GOAL:
Output every line of the material exactly, omitting images.

GIVEN MATERIAL:
▼▼▼

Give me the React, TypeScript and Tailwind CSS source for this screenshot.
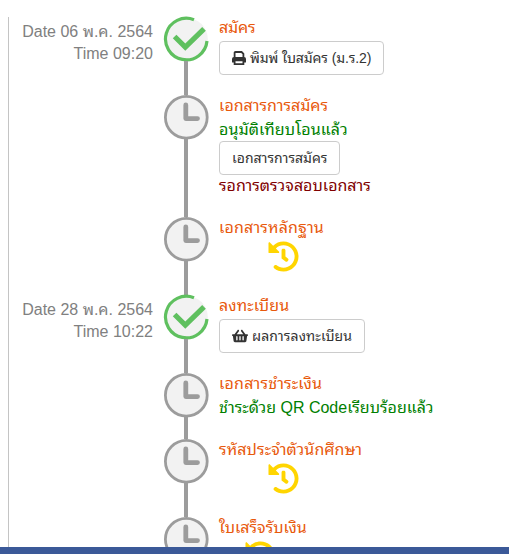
import type { ReactNode } from "react";
import { FaHistory, FaShoppingBasket } from "react-icons/fa";

type Step = {
  title: string;
  titleClass?: string;
  rowClass: string;
  done?: boolean;
  date?: string;
  time?: string;
  content: ReactNode;
};

function DoneMark() {
  return (
    <svg viewBox="0 0 46 46" className="-mx-px -mt-px size-[46px] shrink-0" fill="none">
      <circle cx="23.3" cy="23.3" r="21.5" fill="#f2f2f2" />
      <path d="M31 3.7A20.8 20.8 0 1 0 44 25" stroke="#5fc05f" strokeWidth="3.2" />
      <path d="M11.6 20.5L22.3 31L41 12.8" stroke="#5fc05f" strokeWidth="5.2" />
    </svg>
  );
}

function WaitMark() {
  return (
    <svg viewBox="0 0 46 46" className="-mx-px -mt-px size-[46px] shrink-0" fill="none">
      <circle cx="23.3" cy="23.3" r="20.9" fill="#f2f2f2" stroke="#9c9c9c" strokeWidth="2.8" />
      <path d="M22.8 11V24.6H34.5" stroke="#9c9c9c" strokeWidth="4.8" strokeLinecap="round" strokeLinejoin="round" />
    </svg>
  );
}

function PrintIcon() {
  return (
    <svg viewBox="0 0 14 14" className="size-3.5 shrink-0" fill="none" stroke="currentColor">
      <path d="M2.6 7V1.9Q2.6 1 3.5 1H9.6L11.4 2.8V7" strokeWidth="1.8" />
      <path d="M0 8Q0 6 2 6H12Q14 6 14 8V11Q14 11.5 13.5 11.5H.5Q0 11.5 0 11Z" fill="currentColor" stroke="none" />
      <path d="M2.6 9.4H11.4V13.1H2.6Z" fill="#fff" strokeWidth="1.8" />
    </svg>
  );
}

function OutlineButton({ className, children }: { className: string; children: ReactNode }) {
  return (
    <button
      type="button"
      className={`flex h-[34px] items-center justify-start gap-1 rounded border border-[#ccc] bg-white pl-3 text-sm whitespace-nowrap text-[#333] ${className}`}
    >
      {children}
    </button>
  );
}

const steps: Step[] = [
  {
    title: "สมัคร",
    titleClass: "tracking-[-0.2px]",
    rowClass: "h-[78px]",
    done: true,
    date: "Date 06 พ.ค. 2564",
    time: "Time 09:20",
    content: (
      <OutlineButton className="w-[165px]">
        <PrintIcon />
        <span className="tracking-[-0.1px]">พิมพ์ ใบสมัคร (ม.ร.2)</span>
      </OutlineButton>
    ),
  },
  {
    title: "เอกสารการสมัคร",
    rowClass: "h-[122px]",
    content: (
      <>
        <p className="h-[22px] leading-[22px] tracking-[0.1px] text-[green]">อนุมัติเทียบโอนแล้ว</p>
        <OutlineButton className="w-[121px]">
          <span>เอกสารการสมัคร</span>
        </OutlineButton>
        <p className="h-[22px] leading-[22px] text-[maroon]">รอการตรวจสอบเอกสาร</p>
      </>
    ),
  },
  {
    title: "เอกสารหลักฐาน",
    titleClass: "tracking-[0.15px]",
    rowClass: "h-[78px]",
    content: <FaHistory className="ml-[49px] size-[31px] text-[#ffd500]" />,
  },
  {
    title: "ลงทะเบียน",
    titleClass: "tracking-[0.1px]",
    rowClass: "h-[78px]",
    done: true,
    date: "Date 28 พ.ค. 2564",
    time: "Time 10:22",
    content: (
      <OutlineButton className="w-[146px]">
        <FaShoppingBasket className="size-4 shrink-0" />
        <span className="tracking-[0.1px]">ผลการลงทะเบียน</span>
      </OutlineButton>
    ),
  },
  {
    title: "เอกสารชำระเงิน",
    titleClass: "tracking-[0.2px]",
    rowClass: "h-[66px]",
    content: <p className="h-[22px] leading-[22px] text-[green]">ชำระด้วย QR Codeเรียบร้อยแล้ว</p>,
  },
  {
    title: "รหัสประจำตัวนักศึกษา",
    titleClass: "tracking-[0.1px]",
    rowClass: "h-[78px]",
    content: <FaHistory className="ml-[49px] size-[31px] text-[#ffd500]" />,
  },
  {
    title: "ใบเสร็จรับเงิน",
    rowClass: "h-[78px]",
    content: <FaHistory className="ml-[26px] size-[31px] text-[#ffd500]" />,
  },
];

function TimelineRow({ step }: { step: Step }) {
  return (
    <li className={`flex ${step.rowClass}`}>
      <div className="w-[144px] shrink-0 pt-1 text-right leading-[22px] text-[#808080]">
        <p>{step.date}</p>
        <p>{step.time}</p>
      </div>
      <div className="ml-[11px] flex w-11 shrink-0 flex-col items-center">
        {step.done ? <DoneMark /> : <WaitMark />}
        <div className="-mt-px w-1 grow bg-[#9c9c9c]" />
      </div>
      <div className="ml-[11px] whitespace-nowrap">
        <h4 className={`h-6 leading-[22px] text-[#e8590c] ${step.titleClass ?? ""}`}>{step.title}</h4>
        {step.content}
      </div>
    </li>
  );
}

export default function App() {
  return (
    <div className="relative h-[554px] w-[509px] overflow-hidden bg-white pt-[17px] pl-2 font-['Liberation_Sans',Tahoma,'Noto_Sans_Thai_Looped','Noto_Looped_Thai',Loma,Waree,Garuda,'Noto_Serif_Thai',sans-serif] text-base">
      <div className="flex border-l border-[#c4c4c4]">
        <ul>
          {steps.map((step) => (
            <TimelineRow key={step.title} step={step} />
          ))}
        </ul>
      </div>
      <div className="absolute inset-x-0 bottom-0 h-[7px] bg-[#3b5998]" />
    </div>
  );
}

▲▲▲

RESPONSE TO THIS TASK:
Give me the React, TypeScript and Tailwind CSS source for this screenshot.
import type { ReactNode } from "react";
import { FaHistory, FaShoppingBasket } from "react-icons/fa";

type Step = {
  title: string;
  titleClass?: string;
  rowClass: string;
  done?: boolean;
  date?: string;
  time?: string;
  content: ReactNode;
};

function DoneMark() {
  return (
    <svg viewBox="0 0 46 46" className="-mx-px -mt-px size-[46px] shrink-0" fill="none">
      <circle cx="23.3" cy="23.3" r="21.5" fill="#f2f2f2" />
      <path d="M31 3.7A20.8 20.8 0 1 0 44 25" stroke="#5fc05f" strokeWidth="3.2" />
      <path d="M11.6 20.5L22.3 31L41 12.8" stroke="#5fc05f" strokeWidth="5.2" />
    </svg>
  );
}

function WaitMark() {
  return (
    <svg viewBox="0 0 46 46" className="-mx-px -mt-px size-[46px] shrink-0" fill="none">
      <circle cx="23.3" cy="23.3" r="20.9" fill="#f2f2f2" stroke="#9c9c9c" strokeWidth="2.8" />
      <path d="M22.8 11V24.6H34.5" stroke="#9c9c9c" strokeWidth="4.8" strokeLinecap="round" strokeLinejoin="round" />
    </svg>
  );
}

function PrintIcon() {
  return (
    <svg viewBox="0 0 14 14" className="size-3.5 shrink-0" fill="none" stroke="currentColor">
      <path d="M2.6 7V1.9Q2.6 1 3.5 1H9.6L11.4 2.8V7" strokeWidth="1.8" />
      <path d="M0 8Q0 6 2 6H12Q14 6 14 8V11Q14 11.5 13.5 11.5H.5Q0 11.5 0 11Z" fill="currentColor" stroke="none" />
      <path d="M2.6 9.4H11.4V13.1H2.6Z" fill="#fff" strokeWidth="1.8" />
    </svg>
  );
}

function OutlineButton({ className, children }: { className: string; children: ReactNode }) {
  return (
    <button
      type="button"
      className={`flex h-[34px] items-center justify-start gap-1 rounded border border-[#ccc] bg-white pl-3 text-sm whitespace-nowrap text-[#333] ${className}`}
    >
      {children}
    </button>
  );
}

const steps: Step[] = [
  {
    title: "สมัคร",
    titleClass: "tracking-[-0.2px]",
    rowClass: "h-[78px]",
    done: true,
    date: "Date 06 พ.ค. 2564",
    time: "Time 09:20",
    content: (
      <OutlineButton className="w-[165px]">
        <PrintIcon />
        <span className="tracking-[-0.1px]">พิมพ์ ใบสมัคร (ม.ร.2)</span>
      </OutlineButton>
    ),
  },
  {
    title: "เอกสารการสมัคร",
    rowClass: "h-[122px]",
    content: (
      <>
        <p className="h-[22px] leading-[22px] tracking-[0.1px] text-[green]">อนุมัติเทียบโอนแล้ว</p>
        <OutlineButton className="w-[121px]">
          <span>เอกสารการสมัคร</span>
        </OutlineButton>
        <p className="h-[22px] leading-[22px] text-[maroon]">รอการตรวจสอบเอกสาร</p>
      </>
    ),
  },
  {
    title: "เอกสารหลักฐาน",
    titleClass: "tracking-[0.15px]",
    rowClass: "h-[78px]",
    content: <FaHistory className="ml-[49px] size-[31px] text-[#ffd500]" />,
  },
  {
    title: "ลงทะเบียน",
    titleClass: "tracking-[0.1px]",
    rowClass: "h-[78px]",
    done: true,
    date: "Date 28 พ.ค. 2564",
    time: "Time 10:22",
    content: (
      <OutlineButton className="w-[146px]">
        <FaShoppingBasket className="size-4 shrink-0" />
        <span className="tracking-[0.1px]">ผลการลงทะเบียน</span>
      </OutlineButton>
    ),
  },
  {
    title: "เอกสารชำระเงิน",
    titleClass: "tracking-[0.2px]",
    rowClass: "h-[66px]",
    content: <p className="h-[22px] leading-[22px] text-[green]">ชำระด้วย QR Codeเรียบร้อยแล้ว</p>,
  },
  {
    title: "รหัสประจำตัวนักศึกษา",
    titleClass: "tracking-[0.1px]",
    rowClass: "h-[78px]",
    content: <FaHistory className="ml-[49px] size-[31px] text-[#ffd500]" />,
  },
  {
    title: "ใบเสร็จรับเงิน",
    rowClass: "h-[78px]",
    content: <FaHistory className="ml-[26px] size-[31px] text-[#ffd500]" />,
  },
];

function TimelineRow({ step }: { step: Step }) {
  return (
    <li className={`flex ${step.rowClass}`}>
      <div className="w-[144px] shrink-0 pt-1 text-right leading-[22px] text-[#808080]">
        <p>{step.date}</p>
        <p>{step.time}</p>
      </div>
      <div className="ml-[11px] flex w-11 shrink-0 flex-col items-center">
        {step.done ? <DoneMark /> : <WaitMark />}
        <div className="-mt-px w-1 grow bg-[#9c9c9c]" />
      </div>
      <div className="ml-[11px] whitespace-nowrap">
        <h4 className={`h-6 leading-[22px] text-[#e8590c] ${step.titleClass ?? ""}`}>{step.title}</h4>
        {step.content}
      </div>
    </li>
  );
}

export default function App() {
  return (
    <div className="relative h-[554px] w-[509px] overflow-hidden bg-white pt-[17px] pl-2 font-['Liberation_Sans',Tahoma,'Noto_Sans_Thai_Looped','Noto_Looped_Thai',Loma,Waree,Garuda,'Noto_Serif_Thai',sans-serif] text-base">
      <div className="flex border-l border-[#c4c4c4]">
        <ul>
          {steps.map((step) => (
            <TimelineRow key={step.title} step={step} />
          ))}
        </ul>
      </div>
      <div className="absolute inset-x-0 bottom-0 h-[7px] bg-[#3b5998]" />
    </div>
  );
}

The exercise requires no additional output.